Do you feel that you see enough representation of your sexuality in culture / media / beyond?
Haha, no. There has been more in recent years, but more representation would still be good. It would be nice to get to a point where we can have lots of different kinds of bi+ rep, so happy monogamous bi+ people in mixed-gender marriages, and same-gender marriages, polyam relationships, relationship anarchy. Problematic or complex relationships too, strong successful bi characters and messy, clueless ones. Just all the kinds of honest representation you get of cishet people really!! It's great to see really positive representations of bi+ people (still very rare), but I don't want to see it reduced down to just one type of bi+ person in one type of relationship when it's such a diverse category. Stories besides coming out stories that are fraught with rejection too, although those kinds of stories are also important. Basically just variety, like in real life. Though it's still at a point where seeing bi+ people represented at all is exciting. Schitt's Creek was pretty great for this reason.
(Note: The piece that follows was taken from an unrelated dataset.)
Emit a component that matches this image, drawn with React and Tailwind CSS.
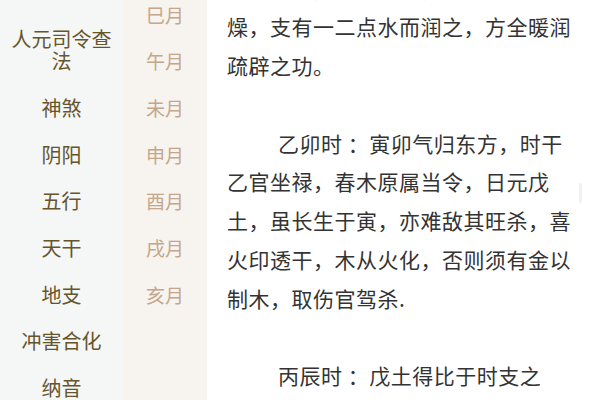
import React from "react";

const categories = [
  { label: "人元司令查法" },
  { label: "神煞" },
  { label: "阴阳" },
  { label: "五行" },
  { label: "天干" },
  { label: "地支" },
  { label: "冲害合化" },
  { label: "纳音" },
];

const months = ["巳月", "午月", "未月", "申月", "酉月", "戌月", "亥月"];

const paragraphs = [
  {
    indent: false,
    text: "丁火透出，丙火透干，则土虽重而不燥，支有一二点水而润之，方全暖润疏辟之功。",
  },
  {
    indent: true,
    text: "乙卯时 ：寅卯气归东方，时干乙官坐禄，春木原属当令，日元戊土，虽长生于寅，亦难敌其旺杀，喜火印透干，木从火化，否则须有金以制木，取伤官驾杀.",
  },
  {
    indent: true,
    text: "丙辰时 ：戊土得比于时支之助，又得丙火偏印生身，身旺能任财官。",
  },
];

export default function App() {
  return (
    <div
      className="relative flex h-[400px] w-[600px] overflow-hidden bg-white"
      style={{ fontFamily: '"Noto Sans CJK SC", "Noto Sans", sans-serif' }}
    >
      {/* 分类菜单 */}
      <div className="w-[123px] shrink-0 bg-[#f5f6f6]">
        <ul className="mt-[15.95px]">
          {categories.map((c) => (
            <li
              key={c.label}
              className="px-[10px] py-[12.35px] text-center text-[20px] leading-[22px] text-[#65552d]"
            >
              {c.label}
            </li>
          ))}
        </ul>
      </div>

      {/* 月份 */}
      <div className="w-[84px] shrink-0 bg-[#f7f3ef]">
        <ul className="mt-[-8.75px]">
          {months.map((m) => (
            <li
              key={m}
              className="py-[12.35px] text-center text-[19px] leading-[22px] text-[#c3a78c]"
            >
              {m}
            </li>
          ))}
        </ul>
      </div>

      {/* 正文 */}
      <div className="min-w-0 flex-1 pl-[20px] pr-[23px]">
        <div className="mt-[-31.5px] space-y-[38.8px] text-[21px] leading-[38.8px] tracking-[0.5px] text-[#333333]">
          {paragraphs.map((p, i) => (
            <p key={i} className={p.indent ? "indent-[51px]" : ""}>
              {p.text}
            </p>
          ))}
        </div>
      </div>

      {/* 滚动条 */}
      <div className="absolute right-[18px] top-[183px] h-[20px] w-[3px] rounded-full bg-[#f2f2f2]" />
    </div>
  );
}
What challenges do you face as a person who is attracted to more than one gender?
Being accepted by the queer community is the big one. Maybe I shouldn't need acceptance from other queers to feel good about myself, but I do, and there's lots of academic research to suggest why it's important to have that in-group connection and how it relates to wellbeing. I feel like for a lot of bi+ people, that's a very complicated issue. There's also my own internalised bi-negativity or whatever you'd want to call it, where I often feel like I'm somehow living the wrong life by being in a mixed-gender relationship and I can't tell whether that's a me issue or an issue created by my environment. I don't really feel like I fit in anywhere and it's a strange, lonely place to be. The only time I really felt a strong sense of belonging was when I was working as a stripper and engaging in relationship anarchy if I'm entirely honest. But these are things I'm going to need to work through when my PhD is over, I think. I want to find a therapist who is preferably bi+ themselves and has experience working with bi+ people, as all my previous attempts at therapy have been with therapists who have just encouraged me to come out as a lesbian and leave my partner, and I don't think it's as straight forward as that.
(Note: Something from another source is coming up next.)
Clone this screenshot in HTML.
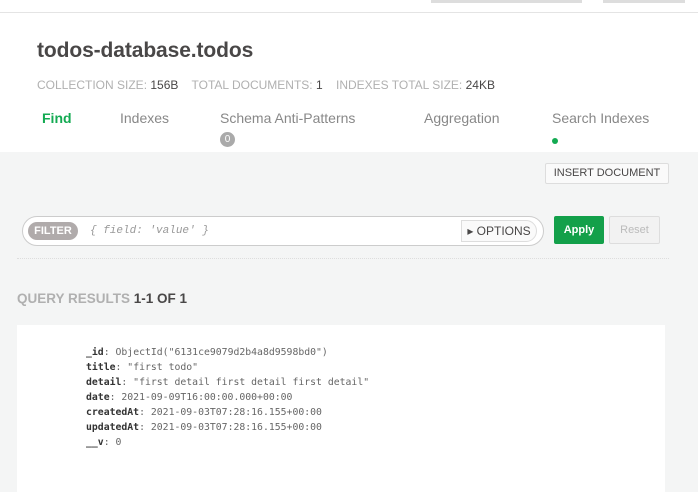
<!DOCTYPE html>
<html><head><style>
*{margin:0;padding:0;box-sizing:border-box}
html,body{width:698px;height:492px;overflow:hidden}
body{background:#f4f5f5;font-family:"Liberation Sans",sans-serif;position:relative}
.top{position:absolute;left:0;top:0;width:698px;height:152px;background:#fff}
.line{position:absolute;left:0;top:12px;width:698px;height:1px;background:#e4e4e4}
.stub{position:absolute;top:0;height:3px;background:#ddd}
.title{position:absolute;left:37px;top:39px;font-size:21px;font-weight:bold;color:#494747;letter-spacing:-0.1px}
.stats{position:absolute;left:37px;top:78px;font-size:12px;color:#b0b0b0;white-space:nowrap}
.stats b{font-weight:normal;color:#494747}
.tab{position:absolute;top:110px;font-size:14px;color:#888}
.badge{position:absolute;left:220px;top:132px;width:15px;height:15px;border-radius:50%;background:#aaa;color:#fff;font-size:10px;text-align:center;line-height:15px}
.dot{position:absolute;left:552px;top:138px;width:6px;height:6px;border-radius:50%;background:#13aa52}
.ins{position:absolute;left:545px;top:163px;width:124px;height:21px;border:1px solid #ddd;background:#fafafa;font-size:11px;color:#494747;text-align:center;line-height:19px;border-radius:2px}
.bar{position:absolute;left:22px;top:216px;width:522px;height:30px;border:1px solid #ccc;border-radius:15px;background:#fff}
.filt{position:absolute;left:28px;top:222px;width:50px;height:18px;border-radius:9px;background:#b0abab;color:#fff;font-size:11px;font-weight:bold;line-height:18px;text-align:center}
.ph{position:absolute;left:90px;top:225px;font-family:"Liberation Mono",monospace;font-style:italic;font-size:11px;color:#999}
.opt{position:absolute;left:461px;top:220px;width:76px;height:22px;border:1px solid #ddd;background:#fafafa;font-size:12px;color:#494747;line-height:20px;text-align:center;border-radius:0 11px 11px 0}
.apply{position:absolute;left:554px;top:216px;width:50px;height:28px;background:#13a04a;color:#fff;font-size:11px;font-weight:bold;text-align:center;line-height:28px;border-radius:2px}
.reset{position:absolute;left:609px;top:216px;width:51px;height:28px;border:1px solid #ddd;background:#f2f2f2;color:#bbb;font-size:11px;text-align:center;line-height:26px;border-radius:2px}
.dash{position:absolute;left:17px;top:258px;width:652px;border-top:1px dotted #ddd}
.qr{position:absolute;left:17px;top:291px;font-size:13.5px;font-weight:bold;color:#b0b0b0}
.qr span{color:#494747}
.card{position:absolute;left:17px;top:325px;width:648px;height:167px;background:#fff}
.doc{position:absolute;left:86px;top:345px;font-family:"DejaVu Sans Mono","Liberation Mono",monospace;font-size:9.8px;line-height:15px;color:#666;white-space:pre}
.doc b{color:#333}
</style></head><body>
<div class="top"></div>
<div class="line"></div>
<div class="stub" style="left:431px;width:151px"></div>
<div class="stub" style="left:603px;width:82px"></div>
<div class="title">todos-database.todos</div>
<div class="stats">COLLECTION SIZE: <b>156B</b> &nbsp;&nbsp; TOTAL DOCUMENTS: <b>1</b> &nbsp;&nbsp; INDEXES TOTAL SIZE: <b>24KB</b></div>
<div class="tab" style="left:42px;color:#13aa52;font-weight:bold">Find</div>
<div class="tab" style="left:120px">Indexes</div>
<div class="tab" style="left:220px">Schema Anti-Patterns</div>
<div class="tab" style="left:424px">Aggregation</div>
<div class="tab" style="left:552px">Search Indexes</div>
<div class="badge">0</div>
<div class="dot"></div>
<div class="ins">INSERT DOCUMENT</div>
<div class="bar"></div>
<div class="filt">FILTER</div>
<div class="ph">{ field: 'value' }</div>
<div class="opt">▸ OPTIONS</div>
<div class="apply">Apply</div>
<div class="reset">Reset</div>
<div class="dash"></div>
<div class="qr">QUERY RESULTS <span>1-1 OF 1</span></div>
<div class="card"></div>
<div class="doc"><b>_id</b>: ObjectId("6131ce9079d2b4a8d9598bd0")
<b>title</b>: "first todo"
<b>detail</b>: "first detail first detail first detail"
<b>date</b>: 2021-09-09T16:00:00.000+00:00
<b>createdAt</b>: 2021-09-03T07:28:16.155+00:00
<b>updatedAt</b>: 2021-09-03T07:28:16.155+00:00
<b>__v</b>: 0</div>
</body></html>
Where do you feel most confident expressing your sexuality? Are there and spaces or communities that make you feel especially welcome?
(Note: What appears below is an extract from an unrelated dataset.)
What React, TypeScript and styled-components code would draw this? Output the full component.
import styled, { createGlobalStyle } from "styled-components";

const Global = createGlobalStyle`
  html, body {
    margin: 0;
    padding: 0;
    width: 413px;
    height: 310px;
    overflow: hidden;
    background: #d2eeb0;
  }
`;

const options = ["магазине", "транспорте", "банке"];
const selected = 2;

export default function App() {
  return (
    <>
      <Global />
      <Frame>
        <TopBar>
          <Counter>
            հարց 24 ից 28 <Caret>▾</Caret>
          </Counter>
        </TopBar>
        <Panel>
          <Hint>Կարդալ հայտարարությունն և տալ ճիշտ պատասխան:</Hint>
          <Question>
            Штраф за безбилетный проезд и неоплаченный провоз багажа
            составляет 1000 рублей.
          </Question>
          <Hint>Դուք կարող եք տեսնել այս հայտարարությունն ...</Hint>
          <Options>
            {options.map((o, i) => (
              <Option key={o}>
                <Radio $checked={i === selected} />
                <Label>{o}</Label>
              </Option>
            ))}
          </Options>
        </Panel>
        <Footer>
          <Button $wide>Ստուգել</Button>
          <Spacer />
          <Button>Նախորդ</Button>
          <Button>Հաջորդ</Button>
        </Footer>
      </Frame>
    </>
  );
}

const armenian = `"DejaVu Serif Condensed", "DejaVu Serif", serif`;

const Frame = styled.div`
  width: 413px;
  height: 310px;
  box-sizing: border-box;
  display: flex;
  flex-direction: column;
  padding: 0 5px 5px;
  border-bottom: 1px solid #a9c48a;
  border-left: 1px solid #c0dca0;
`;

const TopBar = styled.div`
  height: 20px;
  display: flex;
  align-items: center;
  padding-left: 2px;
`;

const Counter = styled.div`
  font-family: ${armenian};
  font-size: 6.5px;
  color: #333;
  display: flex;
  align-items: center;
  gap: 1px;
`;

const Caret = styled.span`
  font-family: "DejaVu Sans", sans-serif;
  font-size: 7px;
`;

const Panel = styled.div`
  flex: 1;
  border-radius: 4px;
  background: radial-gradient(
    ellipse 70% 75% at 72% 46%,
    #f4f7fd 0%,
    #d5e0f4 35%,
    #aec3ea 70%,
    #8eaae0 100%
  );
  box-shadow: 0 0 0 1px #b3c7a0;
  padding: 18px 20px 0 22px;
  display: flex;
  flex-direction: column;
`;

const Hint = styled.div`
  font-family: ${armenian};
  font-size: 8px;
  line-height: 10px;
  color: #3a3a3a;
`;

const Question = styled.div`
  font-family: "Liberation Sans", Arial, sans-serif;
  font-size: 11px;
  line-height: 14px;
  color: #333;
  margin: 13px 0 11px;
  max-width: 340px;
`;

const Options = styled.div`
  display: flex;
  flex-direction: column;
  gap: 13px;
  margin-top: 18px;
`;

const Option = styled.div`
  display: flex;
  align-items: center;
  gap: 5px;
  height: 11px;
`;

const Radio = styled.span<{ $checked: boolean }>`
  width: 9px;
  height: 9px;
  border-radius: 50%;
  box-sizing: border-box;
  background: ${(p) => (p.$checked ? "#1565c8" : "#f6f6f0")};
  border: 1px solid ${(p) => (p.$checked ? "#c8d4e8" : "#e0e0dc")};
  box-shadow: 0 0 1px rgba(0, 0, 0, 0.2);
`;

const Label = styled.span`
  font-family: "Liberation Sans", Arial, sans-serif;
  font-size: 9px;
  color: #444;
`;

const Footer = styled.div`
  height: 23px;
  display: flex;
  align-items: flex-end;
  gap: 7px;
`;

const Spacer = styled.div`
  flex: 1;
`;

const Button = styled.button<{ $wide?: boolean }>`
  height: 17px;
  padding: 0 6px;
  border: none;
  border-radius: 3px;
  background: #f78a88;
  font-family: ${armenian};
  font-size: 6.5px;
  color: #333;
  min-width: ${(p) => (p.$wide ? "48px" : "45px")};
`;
Most of my friends are other bi+ people and I feel good and as though I can unproblematically be myself around them. I feel fairly accepted and seen in queer academic spaces too, although this is complicated sometimes. I don't really feel accepted in a lot of more generally queer spaces unless I don't reveal the gender of my partner or my married relationship status. This is kind of a complicated one as outside of my academic work, I tend to keep away from specifically queer spaces. On the whole though, people I know personally are accepting of my bi+ identity, at least theoretically. They all know, and I talk about my bi+ research to friends and family. I guess that feels like acceptance, and in my own home when it's just me and my partner I feel accepted. He's always known that I'm bi+ and has never been weird about it, he's never fetishized it or made me feel I should identify a different way. And as I've mentioned, the most accepting and welcoming space I've ever been in is strip clubs! Particularly the first one I ever worked at which felt like a big group of mostly queer friends. I've never quite found a space that felt so much like home as that one.